The clamorous noise that through the wood is ringing!
How clear the shrilling of horns resounds!
How eager the hounds are all baying!
Now speeds the fear-rous’d stag: they
follow, the pack and the hunters too.

 

The famous huntsmen’s chorus from Weber’s
Freischütz
expresses the same passion for outdoor life and the high, free spirits of the hunt.

Once the horn has taken on a clear symbolic function, ironic transformations can be played over it. Thus, in Weber’s
Oberon
, the opening three notes on the solo horn—one of the most evocative effects in all music—transport us to the wonderful, perfumed gardens of the Orient. The hunting horn has become a magic horn, capable of moving the audience beyond local fields to distant
pays de chimères
.

In the symphonies of Brahms and Bruckner there is, if I am not suffering from a distended imagination, a perceptible transformation of the hunting horn into what we might call the horn of authority, for a certain hectoring quality, almost a stubbornness, is evident here which is absent from the spirited treatment given it by earlier composers.

We have another example of irony in Schubert’s“Die Post” from
Die Winterreise
, where the distant post horn dances across the acoustic horizon in the piano accompaniment, while the singer’s joy of anticipation turns to melancholy when he realizes that he will receive no letter from his beloved.

More than any instrument, the horn symbolizes freedom and love of the outdoors.
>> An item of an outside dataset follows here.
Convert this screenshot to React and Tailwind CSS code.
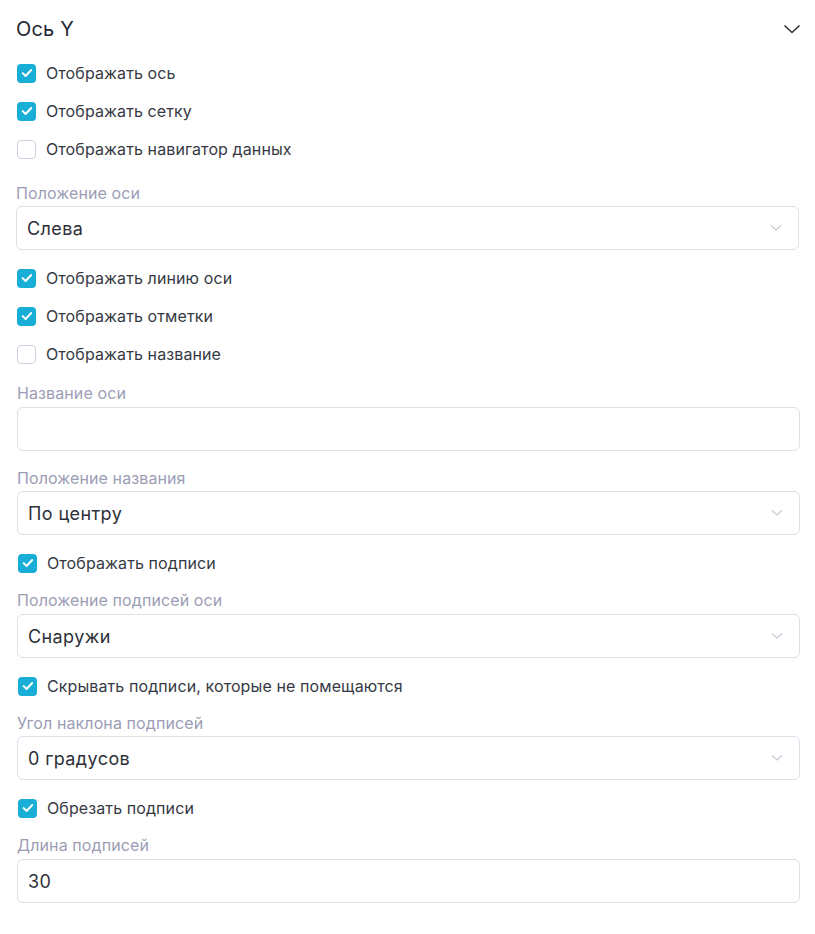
import { useState } from "react";

const font = { fontFamily: "Inter, 'Noto Sans', sans-serif" };

function Check({ checked, onChange, label }) {
  return (
    <label className="flex h-[38px] cursor-pointer items-center gap-[10px] pl-px">
      <span
        className={
          checked
            ? "flex h-[19px] w-[19px] items-center justify-center rounded-[4px] bg-[#19aed6]"
            : "flex h-[19px] w-[19px] items-center justify-center rounded-[4px] border border-[#cfd1e0] bg-white"
        }
        onClick={onChange}
      >
        {checked && (
          <svg width="14" height="14" viewBox="0 0 12 12" fill="none">
            <path d="M2.3 6.1l2.5 2.5 4.8-5.2" stroke="white" strokeWidth="1.7" strokeLinecap="round" strokeLinejoin="round" />
          </svg>
        )}
      </span>
      <span className="text-[16px] tracking-[0.1px] text-[#363944]">{label}</span>
    </label>
  );
}

function FieldLabel({ children, className }) {
  return <div className={"h-[20px] text-[16px] leading-[20px] tracking-[0.1px] text-[#9b9db5] " + className}>{children}</div>;
}

function Select({ value, className }) {
  return (
    <div className={"flex h-[44px] items-center justify-between rounded-[6px] border border-[#dddeea] bg-white pl-[10px] pr-[16px] " + className}>
      <span className="text-[18px] tracking-[0.4px] text-[#2e3039]">{value}</span>
      <svg width="12" height="8" viewBox="0 0 12 8" fill="none">
        <path d="M1 1.5l5 4.5 5-4.5" stroke="#c7c9d8" strokeWidth="1.2" />
      </svg>
    </div>
  );
}

function TextInput({ value, className }) {
  return (
    <div className={"flex h-[44px] items-center rounded-[6px] border border-[#dddeea] bg-white pl-[10px] " + className}>
      <span className="text-[18px] tracking-[0.4px] text-[#2e3039]">{value}</span>
    </div>
  );
}

export default function App() {
  const [checks, setChecks] = useState({
    axis: true,
    grid: true,
    nav: false,
    line: true,
    ticks: true,
    title: false,
    labels: true,
    hide: true,
    cut: true,
  });

  const toggle = (key) => setChecks((prev) => ({ ...prev, [key]: !prev[key] }));

  return (
    <div className="min-h-[934px] w-[815px] bg-white px-[16px]" style={font}>
      {/* header */}
      <div className="flex h-[54px] items-center justify-between pt-[4px]">
        <span className="text-[20px] font-normal tracking-[0.2px] text-[#25272f]">Ось Y</span>
        <svg width="18" height="10" viewBox="0 0 18 10" fill="none" className="mr-[-2px]">
          <path d="M1.5 1.5l7.5 7 7.5-7" stroke="#2f3138" strokeWidth="1.6" />
        </svg>
      </div>

      <Check checked={checks.axis} onChange={() => toggle("axis")} label="Отображать ось" />
      <Check checked={checks.grid} onChange={() => toggle("grid")} label="Отображать сетку" />
      <Check checked={checks.nav} onChange={() => toggle("nav")} label="Отображать навигатор данных" />

      <FieldLabel className="mt-[15px]">Положение оси</FieldLabel>
      <Select value="Слева" className="mt-[3px]" />

      <div className="mt-[9px]">
        <Check checked={checks.line} onChange={() => toggle("line")} label="Отображать линию оси" />
        <Check checked={checks.ticks} onChange={() => toggle("ticks")} label="Отображать отметки" />
        <Check checked={checks.title} onChange={() => toggle("title")} label="Отображать название" />
      </div>

      <div className="ml-px -mr-px">
        <FieldLabel className="mt-[10px]">Название оси</FieldLabel>
        <TextInput value="" className="mt-[4px]" />

        <FieldLabel className="mt-[17px]">Положение названия</FieldLabel>
        <Select value="По центру" className="mt-[3px]" />

        <div className="mt-[9px]">
          <Check checked={checks.labels} onChange={() => toggle("labels")} label="Отображать подписи" />
        </div>
        <FieldLabel className="mt-[8px]">Положение подписей оси</FieldLabel>
        <Select value="Снаружи" className="mt-[4px]" />

        <div className="mt-[9px]">
          <Check checked={checks.hide} onChange={() => toggle("hide")} label="Скрывать подписи, которые не помещаются" />
        </div>
        <FieldLabel className="mt-[8px]">Угол наклона подписей</FieldLabel>
        <Select value="0 градусов" className="mt-[3px]" />

        <div className="mt-[9px]">
          <Check checked={checks.cut} onChange={() => toggle("cut")} label="Обрезать подписи" />
        </div>
        <FieldLabel className="mt-[8px]">Длина подписей</FieldLabel>
        <TextInput value="30" className="mt-[4px]" />
      </div>
    </div>
  );
}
When sounded in the concert hall, it collapses the walls and transports us again to the unrestricted spaces of the country. For those who were accustomed to hearing horns regularly, just beyond the city wall, this effect must have been immediately appealing. The horn of freedom achieves heroic proportions in Wagner’s
Siegfried
, where it becomes the acoustic symbol of the hero who will one day bring about the collapse of a moribund civilization.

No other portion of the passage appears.